Fig. 4 Dynamic properties of the PA CANs; (a) stress relaxation curves of Cys60 at different temperatures, (b) relaxation times (τ) as a function of the temperature and calculation of the activation energy (E_a) for Cys60 and (c) comparison of the stress relaxation of Cys30–60 at 100 °C.

In an attempt to retain the crosslink density while varying the fractions of dynamic bonds, three reference networks with similar gel content and crosslink densities, yet with varying S–S content were prepared. To do so, a part of Cys was replaced by EDOBA, while the overall diamine : triamine ratio was kept constant at 50 : 50. Three formulations of EDOBA : Cys were created, namely, 40 : 10, 25 : 25 and 10 : 40, Fig. S12–S15, Table S1.† The dynamic response of these networks was vastly different. The 40 : 10 and 25 : 25 EDOBA : Cys networks did not exhibit full stress relaxation, with G_t/G₀ values at the end of the testing time being 0.75 and 0.43 respectively, reflecting the increasing dynamic bond content. In contrast, the 10 : 40 EDOBA : Cys network having the highest number of dynamic S–S bonds fully relaxed stresses within 28.5 s, a value that is reasonably lower than Cys50 (τ = 14.7 s), Fig.
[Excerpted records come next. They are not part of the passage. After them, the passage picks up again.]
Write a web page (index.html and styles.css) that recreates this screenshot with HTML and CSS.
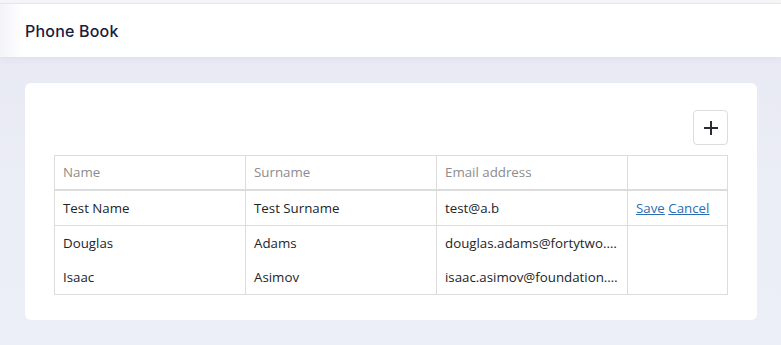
FILE: index.html
```html
<!DOCTYPE html>
<html lang="en">
<head>
    <meta charset="UTF-8">
    <meta name="viewport" content="width=device-width, initial-scale=1.0">
    <title>Phone Book</title>
    <link rel="stylesheet" href="styles.css">
</head>
<body>
    <div class="top-strip"></div>
    <header class="app-header">
        <h1>Phone Book</h1>
    </header>

    <main class="content">
        <div class="card">
            <div class="toolbar">
                <button class="add-btn" type="button" aria-label="Add contact">
                    <svg width="16" height="16" viewBox="0 0 16 16">
                        <path d="M8 1v14M1 8h14" stroke="#2b2b33" stroke-width="2" fill="none"/>
                    </svg>
                </button>
            </div>

            <table class="contacts">
                <colgroup>
                    <col class="col-name">
                    <col class="col-surname">
                    <col class="col-email">
                    <col class="col-actions">
                </colgroup>
                <thead>
                    <tr>
                        <th>Name</th>
                        <th>Surname</th>
                        <th>Email address</th>
                        <th></th>
                    </tr>
                </thead>
                <tbody class="editing">
                    <tr>
                        <td>Test Name</td>
                        <td>Test Surname</td>
                        <td>test@a.b</td>
                        <td class="actions"><a href="#">Save</a> <a href="#">Cancel</a></td>
                    </tr>
                </tbody>
                <tbody class="list">
                    <tr>
                        <td>Douglas</td>
                        <td>Adams</td>
                        <td class="email">douglas.adams@fortytwo.com</td>
                        <td></td>
                    </tr>
                    <tr>
                        <td>Isaac</td>
                        <td>Asimov</td>
                        <td class="email">isaac.asimov@foundation.org</td>
                        <td></td>
                    </tr>
                </tbody>
            </table>
        </div>
    </main>
</body>
</html>
```

FILE: styles.css
```css
* {
    box-sizing: border-box;
}

html, body {
    margin: 0;
    padding: 0;
    height: 100%;
}

body {
    background: linear-gradient(180deg, #e7e8f2 0%, #ebedf7 60%, #eceef8 100%);
    font-family: 'Open Sans', 'Noto Sans', sans-serif;
    color: #212529;
}

.top-strip {
    height: 4px;
    background-color: #f6f6f9;
    border-bottom: 1px solid #e9e9f0;
}

.app-header {
    height: 53px;
    background: linear-gradient(90deg, #f4f4f8 0px, #ffffff 24px);
    display: flex;
    align-items: center;
    padding: 0 25px;
    box-shadow: 0 2px 8px rgba(60, 60, 110, 0.05);
}

.app-header h1 {
    margin: 0;
    font-family: Inter, 'Open Sans', sans-serif;
    font-size: 16px;
    font-weight: 500;
    color: #1c1c3c;
    letter-spacing: 0.2px;
}

.content {
    padding: 26px 24px 0 25px;
}

.card {
    background-color: #fff;
    border-radius: 6px;
    padding: 27px 29px 25px 29px;
}

.toolbar {
    display: flex;
    justify-content: flex-end;
    margin-bottom: 10px;
}

.add-btn {
    width: 35px;
    height: 35px;
    padding: 0;
    display: flex;
    align-items: center;
    justify-content: center;
    background-color: #fff;
    border: 1px solid #dcdcdc;
    border-radius: 4px;
    cursor: pointer;
}

.contacts {
    width: 100%;
    border-collapse: collapse;
    table-layout: fixed;
    font-size: 13.3px;
}

.col-name,
.col-surname,
.col-email {
    width: 191px;
}

.contacts th,
.contacts td {
    border-left: 1px solid #dcdcdc;
    border-right: 1px solid #dcdcdc;
    padding: 0 8px;
    height: 34px;
    text-align: left;
    white-space: nowrap;
    overflow: hidden;
    text-overflow: ellipsis;
}

.contacts thead th {
    font-weight: 400;
    color: #8c8c8c;
    border-top: 1px solid #dcdcdc;
    border-bottom: 2px solid #dcdcdc;
}

.editing td {
    height: 36px;
    border-bottom: 1px solid #dcdcdc;
}

.list tr:last-child td {
    height: 35px;
    border-bottom: 1px solid #dcdcdc;
}

.actions {
    padding-left: 12px;
}

.actions a {
    color: #2a6db5;
    text-decoration: underline;
}
```
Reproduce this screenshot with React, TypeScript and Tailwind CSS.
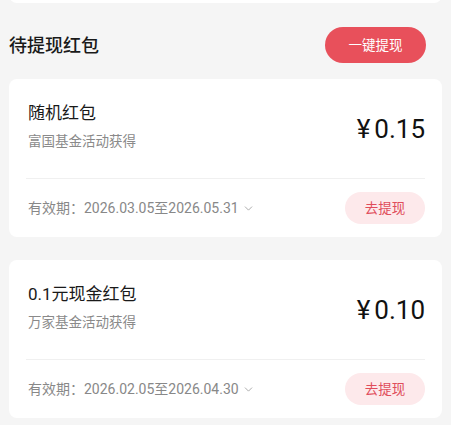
import { ChevronDown } from "lucide-react";

interface Packet {
  title: string;
  source: string;
  amount: string;
  validity: string;
}

const packets: Packet[] = [
  {
    title: "随机红包",
    source: "富国基金活动获得",
    amount: "0.15",
    validity: "有效期：2026.03.05至2026.05.31",
  },
  {
    title: "0.1元现金红包",
    source: "万家基金活动获得",
    amount: "0.10",
    validity: "有效期：2026.02.05至2026.04.30",
  },
];

const font = { fontFamily: 'Roboto, "Noto Sans CJK SC", sans-serif' };

function PacketCard({ title, source, amount, validity }: Packet) {
  return (
    <div className="rounded-lg bg-white px-[17px]">
      <div className="flex h-[100px] items-start justify-between border-b border-[#f0f0f0] pt-[22px]">
        <div className="pl-[2px]">
          <div className="text-[17px] leading-6 text-[#1a1a1a]">{title}</div>
          <div className="mt-[6px] text-[13.5px] leading-5 text-[#8a8a8a]">{source}</div>
        </div>
        <div className="mt-[12px] text-[26px] leading-8 text-[#111]">
          <span className="mr-[4px]">¥</span>
          {amount}
        </div>
      </div>
      <div className="flex h-[58px] items-center justify-between">
        <div className="flex items-center pl-[2px] text-[14px] text-[#888]">
          {validity}
          <ChevronDown className="ml-[3px] h-[13px] w-[13px] text-[#999]" strokeWidth={1.5} />
        </div>
        <button className="h-[32px] w-[80px] rounded-full bg-[#fde9eb] text-[13.5px] text-[#e04d5b]">
          去提现
        </button>
      </div>
    </div>
  );
}

export default function App() {
  return (
    <div className="min-h-[445px] bg-[#f5f5f5] px-[9px]" style={font}>
      <div className="-mt-[20px] h-[23px] rounded-b-lg bg-white" />
      <div className="flex h-[76px] items-center justify-between pt-[8px]">
        <div className="text-[18px] font-medium text-[#1a1a1a]">待提现红包</div>
        <button className="mr-[16px] h-[36px] w-[101px] rounded-full bg-[#e8505b] text-[13.5px] text-white">
          一键提现
        </button>
      </div>
      <div className="flex flex-col gap-[23px]">
        {packets.map((p) => (
          <PacketCard key={p.title} {...p} />
        ))}
      </div>
    </div>
  );
}
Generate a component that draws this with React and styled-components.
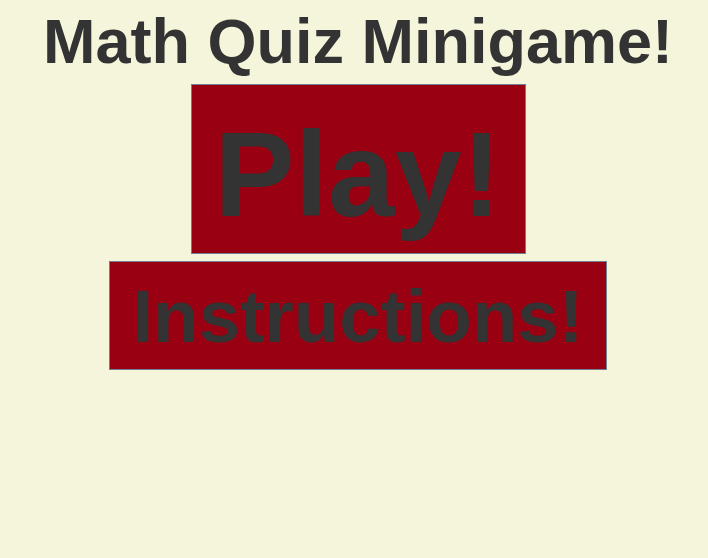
import styled, { createGlobalStyle } from "styled-components";

const GlobalStyle = createGlobalStyle`
  html, body {
    margin: 0;
    padding: 0;
    background: #f5f5dc;
  }
  body {
    font-family: "Liberation Sans", Arial, sans-serif;
    color: #333333;
  }
`;

const Page = styled.main`
  box-sizing: border-box;
  min-height: 558px;
  padding: 5px 0 0 8px;
  display: flex;
  flex-direction: column;
  align-items: center;
  gap: 7px;
`;

const Title = styled.h1`
  margin: 0;
  font-size: 63px;
  font-weight: 700;
  line-height: normal;
  color: #333333;
`;

const MenuButton = styled.button`
  box-sizing: border-box;
  margin: 0;
  font-family: "Liberation Sans", Arial, sans-serif;
  font-weight: 700;
  font-size: ${(p) => p.$size}px;
  line-height: normal;
  color: #333333;
  background: #990011;
  border: 1px solid #708090;
  width: ${(p) => p.$width}px;
  height: ${(p) => p.$height}px;
  padding: ${(p) => p.$padTop}px 0 0;
  display: flex;
  align-items: flex-start;
  justify-content: center;
  cursor: pointer;
`;

const App = () => {
  return (
    <>
      <GlobalStyle />
      <Page>
        <Title>Math Quiz Minigame!</Title>
        <MenuButton $size={120} $width={335} $height={170} $padTop={20}>
          Play!
        </MenuButton>
        <MenuButton $size={74.5} $width={498} $height={109} $padTop={12}>
          Instructions!
        </MenuButton>
      </Page>
    </>
  );
};

export default App;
S15.† Overall, the reference networks along with EDOBA50 prove that disulfide metathesis is the mechanism that enabled the stress relaxation to the Cys-containing networks.

The mechanical properties of the PA CANs were evaluated by tensile testing. The networks generally exhibited a rigid profile with high strength, typical of PAs, but without a clear yield point, Fig. 5a. Compared to PA networks made of EB and TAEA (E = 150–330 MPa, σ_b = 7–17 MPa, ε_b = 70–176%),⁴⁴ the PA CANs were comparably strong (σ_b = 7–15 MPa) but more rigid, E varied between 350–440 MPa and increased with the Cys content, presumably due to the bulkier S atoms. If compared among them, the strength (σ_b) and strain at break (ε_b) followed the order Cys50 > Cys40 > Cys60 > Cys30 and Cys50 > Cys40 > Cys30 > Cys60, respectively, revealing an intriguing dual effect of the number of S–S bonds on the mechanical properties. As the content of Cys increased from Cys30 to Cys50, σ_b and ε_b increased as well, but that increment was discontinued for Cys60 which contained the highest number of S–S bonds. As explained previously for the thermal properties, introducing more Cys in the PA CANs increased the M_c and endowed them higher flexibility, resulting in the almost linear increase of σ_b and ε_b going from Cys30 to Cys50. However, the lower bond dissociation energy (BDE)⁷⁵ of dialkyl disulfides (277 kJ mol⁻¹) compared to other stronger bonds found in the network, e.g. C–C (BDE ≥ 350–360 kJ mol⁻¹), could macroscopically be translated in a higher propensity of Cys60 to break upon exertion of a mechanical force. Putatively, the optimum balance between the beneficial effect of the longer, flexible amide strands on σ_b and ε_b, and the sensitivity of the S–S bonds towards breaking was reached for Cys50, which presented the highest strength and elongation among the PA CANs.

Fig. 5 Mechanical properties of the PA CANs; (a) stress–strain curves of the pristine networks, (b) appearance of a reprocessed sample after compression molding and (c–f) stress–strain curves of the reprocessed CANs.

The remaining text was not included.